Copy the lines of the data below exactly, starting at the first and stopping after the line that contains "28.7 0 64V352c0"; include no pictures.

Collected material:

--------

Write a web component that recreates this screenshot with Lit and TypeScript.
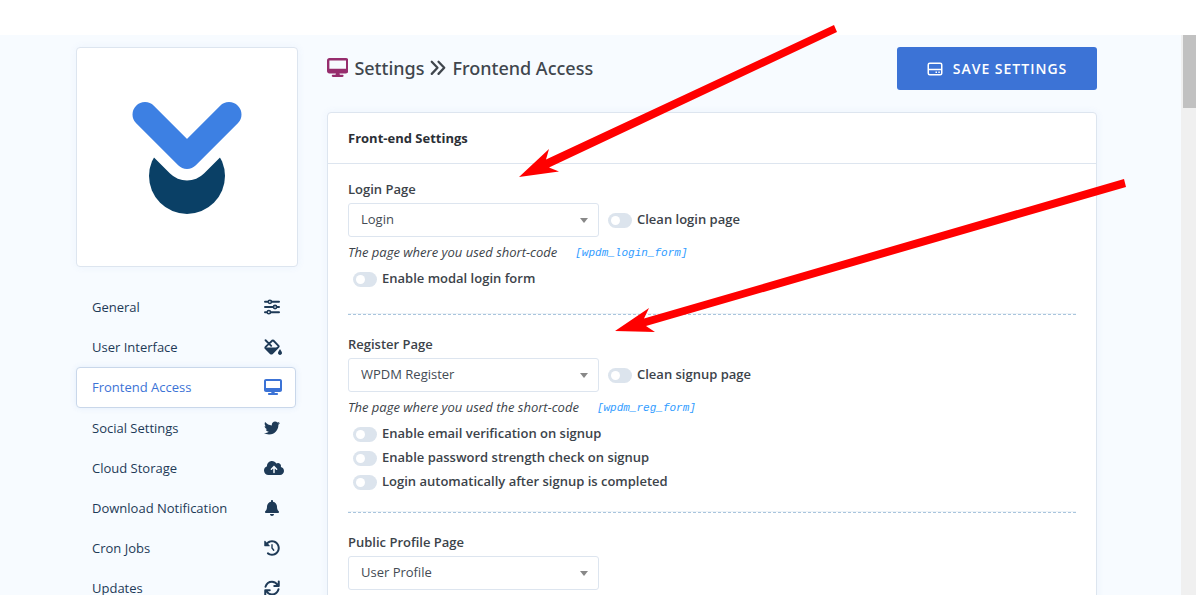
import { LitElement, html, css, svg, nothing } from "lit";
import { customElement, property } from "lit/decorators.js";

const desktop = svg`<path d="M64 0C28.7 0 0 28.7 0 64V352c0 35.3 28.7 64 64 64H240l-10.7 32H160c-17.7 0-32 14.3-32 32s14.3 32 32 32H416c17.7 0 32-14.3 32-32s-14.3-32-32-32H346.7L336 416H512c35.3 0 64-28.7 64-64V64c0-35.3-28.7-64-64-64H64zM512 64V288H64V64H512z"/>`;

const icons: Record<string, { box: string; shape: unknown }> = {
  sliders: {
    box: "0 0 512 512",
    shape: svg`<g fill="none" stroke="currentColor" stroke-width="64" stroke-linecap="round">
      <path d="M32 90H130M246 90H480M32 256H296M412 256H480M32 422H98M214 422H480"/>
      <circle cx="188" cy="90" r="52" stroke-width="50"/><circle cx="354" cy="256" r="52" stroke-width="50"/><circle cx="156" cy="422" r="52" stroke-width="50"/></g>`,
  },
  fill: {
    box: "0 0 576 512",
    shape: svg`<path d="M50 40L230 220M130 180L268 50Q284 38 300 50L464 218Q478 234 464 250L262 456Q236 480 210 456L54 300Q32 276 54 252L110 196" fill="none" stroke="currentColor" stroke-width="60" stroke-linecap="round"/>
      <path d="M40 272H460L262 468Q236 490 210 468L48 306zM512 320c-22 36-64 94-64 130 0 34 28 62 64 62s64-28 64-62c0-36-42-94-64-130z"/>`,
  },
  desktop: { box: "0 0 576 512", shape: desktop },
  twitter: {
    box: "0 0 512 512",
    shape: svg`<path d="M459.37 151.716c.325 4.548.325 9.097.325 13.645 0 138.72-105.583 298.558-298.558 298.558-59.452 0-114.68-17.219-161.137-47.106 8.447.974 16.568 1.299 25.34 1.299 49.055 0 94.213-16.568 130.274-44.832-46.132-.975-84.792-31.188-98.112-72.772 6.498.974 12.995 1.624 19.818 1.624 9.421 0 18.843-1.3 27.614-3.573-48.081-9.747-84.143-51.98-84.143-102.985v-1.299c13.969 7.797 30.214 12.67 47.431 13.319-28.264-18.843-46.781-51.005-46.781-87.391 0-19.492 5.197-37.36 14.294-52.954 51.655 63.675 129.3 105.258 216.365 109.807-1.624-7.797-2.599-15.918-2.599-24.04 0-57.828 46.782-104.934 104.934-104.934 30.213 0 57.502 12.67 76.67 33.137 23.715-4.548 46.456-13.32 66.599-25.34-7.798 24.366-24.366 44.833-46.132 57.827 21.117-2.273 41.584-8.122 60.426-16.243-14.292 20.791-32.161 39.308-52.628 54.253z"/>`,
  },
  cloud: {
    box: "0 0 640 512",
    shape: svg`<path d="M537.6 226.6c4.1-10.7 6.4-22.4 6.4-34.6 0-53-43-96-96-96-19.7 0-38.1 6-53.3 16.2C367 64.2 315.3 32 256 32c-88.4 0-160 71.6-160 160 0 2.7.1 5.4.2 8.1C40.2 219.8 0 273.2 0 336c0 79.5 64.5 144 144 144h368c70.7 0 128-57.3 128-128 0-61.9-44-113.6-102.4-125.4z"/>
      <path d="M320 400V220M236 294L320 210L404 294" fill="none" stroke="#f7fbff" stroke-width="48" stroke-linecap="round"/>`,
  },
  bell: {
    box: "-32 0 512 512",
    shape: svg`<path d="M224 512c35.32 0 63.97-28.65 63.97-64H160.03c0 35.35 28.65 64 63.97 64zm215.39-149.71c-19.32-20.76-55.47-51.99-55.47-154.29 0-77.7-54.48-139.9-127.94-155.16V32c0-17.67-14.32-32-31.98-32s-31.98 14.33-31.98 32v20.84C118.56 68.1 64.08 130.3 64.08 208c0 102.3-36.15 133.53-55.47 154.29-6 6.45-8.66 14.16-8.61 21.71.11 16.4 12.98 32 32.1 32h383.8c19.12 0 32-15.6 32.1-32 .05-7.55-2.61-15.27-8.61-21.71z"/>`,
  },
  history: {
    box: "0 0 512 512",
    shape: svg`<path d="M504 255.531c.253 136.64-111.18 248.372-247.82 248.468-59.015.042-113.223-20.53-155.822-54.911-11.077-8.94-11.905-25.541-1.839-35.607l11.267-11.267c8.609-8.609 22.353-9.551 31.891-1.984C173.062 425.135 212.781 440 256 440c101.705 0 184-82.311 184-184 0-101.705-82.311-184-184-184-48.814 0-93.149 18.969-126.068 49.932l50.754 50.754c10.08 10.08 2.941 27.314-11.313 27.314H24c-8.837 0-16-7.163-16-16V38.627c0-14.254 17.234-21.393 27.314-11.314l49.372 49.372C129.209 34.136 189.552 8 256 8c136.81 0 247.747 110.78 248 247.531z"/>
      <path d="M256 152V256L312 328" fill="none" stroke="currentColor" stroke-width="44" stroke-linecap="round" stroke-linejoin="round"/>`,
  },
  sync: {
    box: "0 0 512 512",
    shape: svg`<g fill="none" stroke="currentColor" stroke-width="64" stroke-linecap="round" stroke-linejoin="round">
      <path d="M48 216C80 110 160 52 256 52C330 52 390 84 440 160M472 44V188H328"/>
      <path d="M464 296C432 402 352 460 256 460C182 460 122 428 72 352M40 468V324H184"/></g>`,
  },
  angles: {
    box: "0 0 512 512",
    shape: svg`<path d="M56 56L240 250L56 444M272 56L456 250L272 444" fill="none" stroke="currentColor" stroke-width="72" stroke-linecap="round" stroke-linejoin="round"/>`,
  },
  drive: {
    box: "0 0 16 14",
    shape: svg`<g fill="none" stroke="currentColor" stroke-width="1.5"><rect x="1.25" y="1.25" width="13.5" height="11.5" rx="1.5"/><path d="M1.25 7.5H14.75"/></g>
      <path d="M8.5 9.5h1.5v1.5h-1.5zM11.3 9.5h1.5v1.5h-1.5z"/>`,
  },
};

@customElement("ui-icon")
export class UiIcon extends LitElement {
  @property() name = "";
  static styles = css`
    :host { display: inline-flex; height: 16px; }
    svg { display: block; height: 100%; fill: currentColor; }
  `;
  render() {
    const icon = icons[this.name];
    return icon ? html`<svg viewBox=${icon.box} aria-hidden="true">${icon.shape}</svg>` : nothing;
  }
}

@customElement("toggle-option")
export class ToggleOption extends LitElement {
  @property() label = "";
  static styles = css`
    :host { display: block; }
    label { display: flex; align-items: center; gap: 5px; height: 24px; font-weight: 600; white-space: nowrap; }
    input {
      appearance: none; flex: none; width: 24px; height: 15px; margin: 0; padding: 3px;
      border-radius: 8px; background: #dce4ed; box-sizing: border-box; cursor: pointer;
    }
    input::before { content: ""; display: block; width: 9px; height: 9px; border-radius: 50%; background: #fff; }
    input:checked { background: #3c73d6; }
    input:checked::before { margin-left: auto; }
    span { padding-bottom: 2px; }
  `;
  render() {
    return html`<label><input type="checkbox" /><span>${this.label}</span></label>`;
  }
}

@customElement("page-picker")
export class PagePicker extends LitElement {
  @property() label = "";
  @property() value = "";
  @property() option = "";
  static styles = css`
    :host { display: block; }
    label { display: block; margin-bottom: 5px; line-height: 18px; font-weight: 600; }
    .row { display: flex; align-items: center; gap: 9px; }
    .box { display: grid; grid-template-columns: 1fr 19px; align-items: center; width: 251px; }
    select {
      grid-area: 1 / 1 / 2 / 3; appearance: none; width: 100%; height: 34px; box-sizing: border-box;
      padding: 0 12px 2px; border: 1px solid #dde5ef; border-radius: 3px; background: #fff;
      font: inherit; color: #444b54;
    }
    .caret {
      grid-area: 1 / 2 / 2 / 3; width: 0; border: solid transparent; border-width: 5px 4px 0;
      border-top-color: #888; pointer-events: none;
    }
  `;
  render() {
    return html`
      <label for="page">${this.label}</label>
      <div class="row">
        <div class="box">
          <select id="page"><option>${this.value}</option></select>
          <span class="caret"></span>
        </div>
        ${this.option ? html`<toggle-option label=${this.option}></toggle-option>` : nothing}
      </div>
    `;
  }
}

const menu = [
  ["General", "sliders"],
  ["User Interface", "fill"],
  ["Frontend Access", "desktop"],
  ["Social Settings", "twitter"],
  ["Cloud Storage", "cloud"],
  ["Download Notification", "bell"],
  ["Cron Jobs", "history"],
  ["Updates", "sync"],
];

@customElement("app-root")
export class AppRoot extends LitElement {
  static styles = css`
    :host {
      display: flex; flex-direction: column; position: relative; height: 100vh; padding-top: 35px;
      box-sizing: border-box; overflow: hidden; background: #fff;
      font: 13px/18px "Open Sans", "Noto Sans", sans-serif; color: #3c434a;
    }
    .page { flex: 1; min-height: 0; display: flex; background: #f7fbff; }
    .content {
      flex: 1; min-width: 0; display: grid; grid-template-columns: 222px minmax(0, 1fr); gap: 29px;
      align-items: start; padding: 12px 84px 0 76px; overflow: hidden;
    }
    .scrollbar { flex: none; width: 13px; padding-left: 2px; background: #f0f0f0; }
    .thumb { height: 73px; background: #c1c1c1; }
    .card { border: 1px solid #dde5ef; border-radius: 4px; background: #fff; box-shadow: 0 0 8px rgba(60, 115, 214, 0.06); }
    .brand { display: flex; justify-content: center; padding: 53px 0 52px; }
    .brand svg { display: block; }
    nav { display: flex; flex-direction: column; width: 220px; margin-top: 20px; }
    .item {
      display: flex; align-items: center; justify-content: space-between; height: 40px; box-sizing: border-box;
      padding: 0 11px 0 15px; border: 1px solid transparent; border-radius: 4px; color: #1e3a57; text-decoration: none;
    }
    .item.active { height: 41px; padding-bottom: 1px; border-color: #c9d7ea; background: #fff; color: #3c73d6; box-shadow: 0 0 6px rgba(60, 115, 214, 0.1); }
    .item ui-icon { width: 20px; }
    header { display: flex; align-items: center; justify-content: space-between; height: 43px; margin-bottom: 22px; }
    h1 { display: flex; align-items: center; gap: 6px; margin: 0; padding-bottom: 2px; font: 500 18px/26px "Noto Sans", sans-serif; color: #40464d; }
    h1 ui-icon { height: 16px; }
    h1 .lead { height: 19px; color: #962d6d; }
    .save {
      display: flex; align-items: center; justify-content: center; gap: 10px; width: 200px; height: 43px; padding: 0;
      border: 0; border-radius: 3px; background: #3c73d6; color: #fff; font: 600 14px/18px "Open Sans", sans-serif;
      letter-spacing: 1px; cursor: pointer;
    }
    .save ui-icon { height: 14px; }
    h2 { margin: 0; padding: 16px 20px; border-bottom: 1px solid #dde5ef; font-size: 13px; line-height: 18px; font-weight: 700; color: #2b2f36; }
    .body { padding: 16px 20px; }
    .help { display: flex; gap: 18px; margin: 6px 0; font-style: italic; }
    code { font: italic 11px/20px "Liberation Mono", monospace; height: 18px; color: #2e9bff; }
    .checks { padding-left: 5px; }
    .checks.single { padding-bottom: 5px; }
    hr { height: 0; margin: 17px 0 20px; border: 0; border-top: 1px solid #edf3f8; border-bottom: 1px dashed #a9c5dd; }
    .notes { position: absolute; top: 0; left: 0; pointer-events: none; fill: #f00; }
  `;

  render() {
    return html`
      <div class="page">
        <div class="content">
          <aside>
            <div class="card brand">
              <svg width="110" height="113" viewBox="0 0 110 113" role="img" aria-label="Download Manager">
                <circle cx="55" cy="75" r="38" fill="#0a4066" />
                <path d="M13 13.500L55 55.500L97 13.500" fill="none" stroke="#fff" stroke-width="48" stroke-linejoin="round" />
                <path d="M13 13.500L55 55.500L97 13.500" fill="none" stroke="#3d80e3" stroke-width="25" stroke-linecap="round" stroke-linejoin="round" />
              </svg>
            </div>
            <nav>
              ${menu.map(
                ([text, icon]) => html`<a href="#" class="item ${icon === "desktop" ? "active" : ""}"
                  ><span>${text}</span><ui-icon name=${icon}></ui-icon
                ></a>`
              )}
            </nav>
          </aside>
          <main>
            <header>
              <h1>
                <ui-icon class="lead" name="desktop"></ui-icon>
                <span>Settings</span><ui-icon name="angles"></ui-icon><span>Frontend Access</span>
              </h1>
              <button class="save" type="button"><ui-icon name="drive"></ui-icon>SAVE SETTINGS</button>
            </header>
            <section class="card">
              <h2>Front-end Settings</h2>
              <div class="body">
                <page-picker label="Login Page" value="Login" option="Clean login page"></page-picker>
                <div class="help"><span>The page where you used short-code</span><code>[wpdm_login_form]</code></div>
                <div class="checks single">
                  <toggle-option label="Enable modal login form"></toggle-option>
                </div>
                <hr />
                <page-picker label="Register Page" value="WPDM Register" option="Clean signup page"></page-picker>
                <div class="help"><span>The page where you used the short-code</span><code>[wpdm_reg_form]</code></div>
                <div class="checks">
                  <toggle-option label="Enable email verification on signup"></toggle-option>
                  <toggle-option label="Enable password strength check on signup"></toggle-option>
                  <toggle-option label="Login automatically after signup is completed"></toggle-option>
                </div>
                <hr />
                <page-picker label="Public Profile Page" value="User Profile"></page-picker>
              </div>
            </section>
          </main>
        </div>
        <div class="scrollbar"><div class="thumb"></div></div>
      </div>
      <svg class="notes" width="1130" height="340" aria-hidden="true">
        <path d="M834 25L546 159.500L549 149L519 177L559 171.500L549 167.500L837 32z" />
        <path d="M1124 179L644 318.500L649 308L615 331L655 332L646 326L1126 187z" />
      </svg>
    `;
  }
}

--------

Task output:
Write a web component that recreates this screenshot with Lit and TypeScript.
import { LitElement, html, css, svg, nothing } from "lit";
import { customElement, property } from "lit/decorators.js";

const desktop = svg`<path d="M64 0C28.7 0 0 28.7 0 64V352c0 35.3 28.7 64 64 64H240l-10.7 32H160c-17.7 0-32 14.3-32 32s14.3 32 32 32H416c17.7 0 32-14.3 32-32s-14.3-32-32-32H346.7L336 416H512c35.3 0 64-28.7 64-64V64c0-35.3-28.7-64-64-64H64zM512 64V288H64V64H512z"/>`;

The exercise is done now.